Mobilizing heavily built men and unemployed young people for political party activities is a usual phenomenon in African politics.
The actions of these persons are always dangerous. They engage in violence in the name of protecting the interest of political parties they support.
In Ghana authorities are currently struggling to find the best way in disbanding these political groupings known as political-party vigilantes.
There has been little progress so far, but there is an overwhelming call for these groups to go.
Last year the United Nations estimated that some 1.3 million illegal weapons have been smuggled into Ghana with these weapons in the hands of vigilante groups and armed individuals.
In a community called Nima in Ghana’s capital Accra, a member of one of such vigilante groups who wanted to be referred to as Mohammed revealed to Africa Feeds that getting rid of them will be difficult.
What do these groups do?
According to Mohammed what he and his colleagues do on a daily basis is crucial for the survival of the political parties they are affiliated to.
“I will say the group has done a lot to the party. For example we organize rallies we also go to churches and mosques to pray for the success of the party.
We also monitor ballot boxes with vigilant and keen observation and many more just to make sure that the party comes to power,” Mohammed said.
Ghana has over 40 vigilante groups largely dominated by those affiliated to political parties.
Often times these vigilante groups go beyond their claim of protecting the ballot boxes during elections to unleashing violence on political opponents.
Deaths have been recorded in various election years due to the activities of these groupings. It has sparked anger among citizens.
Some of these vigilantes have even gone further in storming court rooms to attack judges.
Ghana’s President, Nana Akufo Addo is worried about the emerging trend and the potential threat. He recently urged the top political parties in the country to help disband such the vigilantes affiliated to them.

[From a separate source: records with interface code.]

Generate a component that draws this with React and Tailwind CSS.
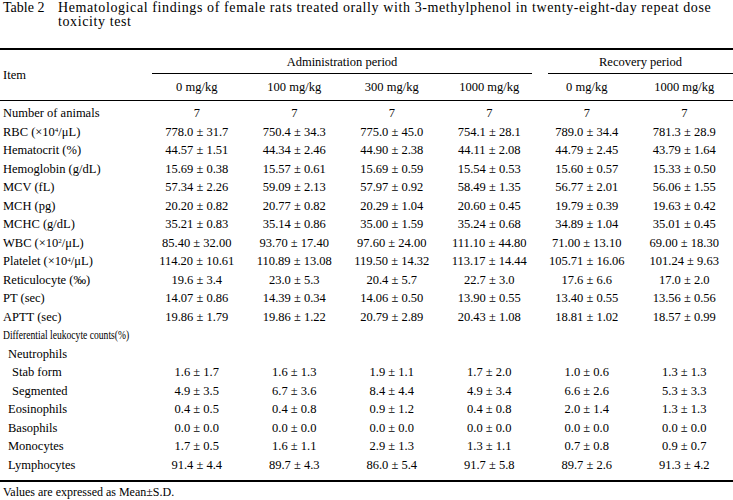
const cols = ["0 mg/kg", "100 mg/kg", "300 mg/kg", "1000 mg/kg", "0 mg/kg", "1000 mg/kg"];

const rows = [
  { item: "Number of animals", v: ["7", "7", "7", "7", "7", "7"] },
  { item: <>RBC (×10<sup className="text-[7px]">4</sup>/μL)</>, v: ["778.0 ± 31.7", "750.4 ± 34.3", "775.0 ± 45.0", "754.1 ± 28.1", "789.0 ± 34.4", "781.3 ± 28.9"] },
  { item: "Hematocrit (%)", v: ["44.57 ± 1.51", "44.34 ± 2.46", "44.90 ± 2.38", "44.11 ± 2.08", "44.79 ± 2.45", "43.79 ± 1.64"] },
  { item: "Hemoglobin (g/dL)", v: ["15.69 ± 0.38", "15.57 ± 0.61", "15.69 ± 0.59", "15.54 ± 0.53", "15.60 ± 0.57", "15.33 ± 0.50"] },
  { item: "MCV (fL)", v: ["57.34 ± 2.26", "59.09 ± 2.13", "57.97 ± 0.92", "58.49 ± 1.35", "56.77 ± 2.01", "56.06 ± 1.55"] },
  { item: "MCH (pg)", v: ["20.20 ± 0.82", "20.77 ± 0.82", "20.29 ± 1.04", "20.60 ± 0.45", "19.79 ± 0.39", "19.63 ± 0.42"] },
  { item: "MCHC (g/dL)", v: ["35.21 ± 0.83", "35.14 ± 0.86", "35.00 ± 1.59", "35.24 ± 0.68", "34.89 ± 1.04", "35.01 ± 0.45"] },
  { item: <>WBC (×10<sup className="text-[7px]">2</sup>/μL)</>, v: ["85.40 ± 32.00", "93.70 ± 17.40", "97.60 ± 24.00", "111.10 ± 44.80", "71.00 ± 13.10", "69.00 ± 18.30"] },
  { item: <>Platelet (×10<sup className="text-[7px]">4</sup>/μL)</>, v: ["114.20 ± 10.61", "110.89 ± 13.08", "119.50 ± 14.32", "113.17 ± 14.44", "105.71 ± 16.06", "101.24 ± 9.63"] },
  { item: "Reticulocyte (‰)", v: ["19.6 ± 3.4", "23.0 ± 5.3", "20.4 ± 5.7", "22.7 ± 3.0", "17.6 ± 6.6", "17.0 ± 2.0"] },
  { item: "PT (sec)", v: ["14.07 ± 0.86", "14.39 ± 0.34", "14.06 ± 0.50", "13.90 ± 0.55", "13.40 ± 0.55", "13.56 ± 0.56"] },
  { item: "APTT (sec)", v: ["19.86 ± 1.79", "19.86 ± 1.22", "20.79 ± 2.89", "20.43 ± 1.08", "18.81 ± 1.02", "18.57 ± 0.99"] },
  { item: "Differential leukocyte counts(%)", small: true },
  { item: "Neutrophils", indent: 1 },
  { item: "Stab form", indent: 2, v: ["1.6 ± 1.7", "1.6 ± 1.3", "1.9 ± 1.1", "1.7 ± 2.0", "1.0 ± 0.6", "1.3 ± 1.3"] },
  { item: "Segmented", indent: 2, v: ["4.9 ± 3.5", "6.7 ± 3.6", "8.4 ± 4.4", "4.9 ± 3.4", "6.6 ± 2.6", "5.3 ± 3.3"] },
  { item: "Eosinophils", indent: 1, v: ["0.4 ± 0.5", "0.4 ± 0.8", "0.9 ± 1.2", "0.4 ± 0.8", "2.0 ± 1.4", "1.3 ± 1.3"] },
  { item: "Basophils", indent: 1, v: ["0.0 ± 0.0", "0.0 ± 0.0", "0.0 ± 0.0", "0.0 ± 0.0", "0.0 ± 0.0", "0.0 ± 0.0"] },
  { item: "Monocytes", indent: 1, v: ["1.7 ± 0.5", "1.6 ± 1.1", "2.9 ± 1.3", "1.3 ± 1.1", "0.7 ± 0.8", "0.9 ± 0.7"] },
  { item: "Lymphocytes", indent: 1, v: ["91.4 ± 4.4", "89.7 ± 4.3", "86.0 ± 5.4", "91.7 ± 5.8", "89.7 ± 2.6", "91.3 ± 4.2"] },
];

const indentCls = ["pl-[3px]", "pl-[8px]", "pl-[12px]"];

export default function App() {
  return (
    <div className="w-[733px] h-[500px] bg-white text-black font-['Liberation_Serif',serif] overflow-hidden">
      {/* Title */}
      <div className="flex pt-[1px] pl-[3px] text-[14px] leading-[14px] h-[48px]">
        <div className="w-[55px] shrink-0">Table 2</div>
        <div className="tracking-[0.6px] whitespace-nowrap">
          Hematological findings of female rats treated orally with 3-methylphenol in twenty-eight-day repeat dose
          <br />
          toxicity test
        </div>
      </div>

      {/* Header */}
      <div className="border-t-2 border-black border-b grid grid-cols-[148px_repeat(6,1fr)] text-[12.5px]">
        <div className="row-span-2 flex items-center pl-[3px]">Item</div>
        <div className="col-span-4 ml-[4px] mr-[6px] h-[24px] border-b border-black flex items-center justify-center pt-[1px]">
          Administration period
        </div>
        <div className="col-span-2 ml-[10px] h-[24px] border-b border-black flex items-center justify-center pt-[1px]">
          Recovery period
        </div>
        {cols.map((c, i) => (
          <div key={i} className="h-[26px] flex items-center justify-center pt-[1px]">
            {c}
          </div>
        ))}
      </div>

      {/* Body */}
      <div className="pt-[3px] pb-[6px] border-b-2 border-black text-[12.5px]">
        {rows.map((r, i) => (
          <div key={i} className="grid grid-cols-[148px_repeat(6,1fr)] h-[18.5px] items-center">
            <div className={`${indentCls[r.indent || 0]} whitespace-nowrap`}>
              {r.small ? (
                <span className="inline-block text-[12px] scale-x-[0.8] origin-left">{r.item}</span>
              ) : (
                r.item
              )}
            </div>
            {(r.v || []).map((v, j) => (
              <div key={j} className="text-center whitespace-nowrap">
                {v}
              </div>
            ))}
          </div>
        ))}
      </div>

      <div className="pl-[3px] pt-[3px] text-[12px] leading-[14px]">Values are expressed as Mean±S.D.</div>
    </div>
  );
}
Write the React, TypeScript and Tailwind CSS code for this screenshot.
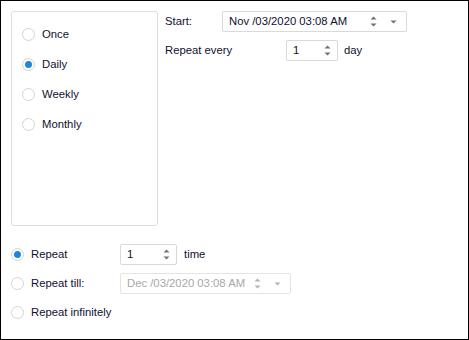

Mohammed told Africa Feeds that he and his colleagues would only accept to be disbanded “If the members of the group, found themselves employed or engaged, in a business that can changed their lives. If they engage me or engage all my members, in a life changing activity. If nothing at all is given to us, we would not be happy.”
Lack of jobs
There is a high rate of unemployment among Ghanaian youth and those supporting political parties see this as an avenue to get engaged and make a living.
Ghana’s two major parties, the ruling New Patriotic Party (NPP) and the opposition National Democratic Congress (NDC) benefit largely from the vigilantes.
But they are yet to agree on any modality to resolve the threats posed by them.
Ghana’s parliament is already considering a new legislation to deal with people who form and join political vigilante groups. Ultimate punishment is jail term of over 10 years.
The ministry of parliamentary affairs has been holding public dialogues to engage the citizens on these new laws. The ministry believes the new laws are important in dealing with the issue.
The minister for the sector who is the majority leader in Ghana’s parliament, Kyei Mensah Bonsu told one of such gatherings that political party vigilantism “is a breach of what a political party is supposed to do. So any business outside the prescription” of what a political party is supposed to engaged in illegal.
“Curbing it is not an option. It must be eradicated completely”, Mensah said.
It’s a crime
But an opposition politician, Hassan Ayariga said the only way to disband these groups is to treat their activities as crimes. He wants the police empowered to deal with them.
“Crime is crime and it is punishable. If you think that dissolving vigilantism or vigilantes will end the issue of vigilantism then I bet to differ with you.
The issue has to do with perpetrators of crime, the issue has to do with punishing crime and making sure that anyone who breaks the law is punishable,” Ayariga said.
There are campaigns ongoing to put pressure on the government to disband political party vigilantes before the 2020 general election.
Mohammed said disbandment without a dialogue with his group and similar ones will be counterproductive.
“For those who think such groups are not important, I don’t blame them because they also have their own point of view, but causing trouble is not the best way to go. Even if they want the group to be disbanded, it’s just a matter of dialogue,” he said.
There is no signal these groups will be disbanded immediately and the police appear helpless as well.
Official figures in Ghana show that some 400 private groups in the country employ around 450,000 people. But the country has a police force of only 33,000 officers.
A commission recently conducted an investigation into the actions of these groups. A report has been submitted to Ghana’s president for action.
Worried citizens are hoping the worst doesn’t happen ahead of next year’s general elections.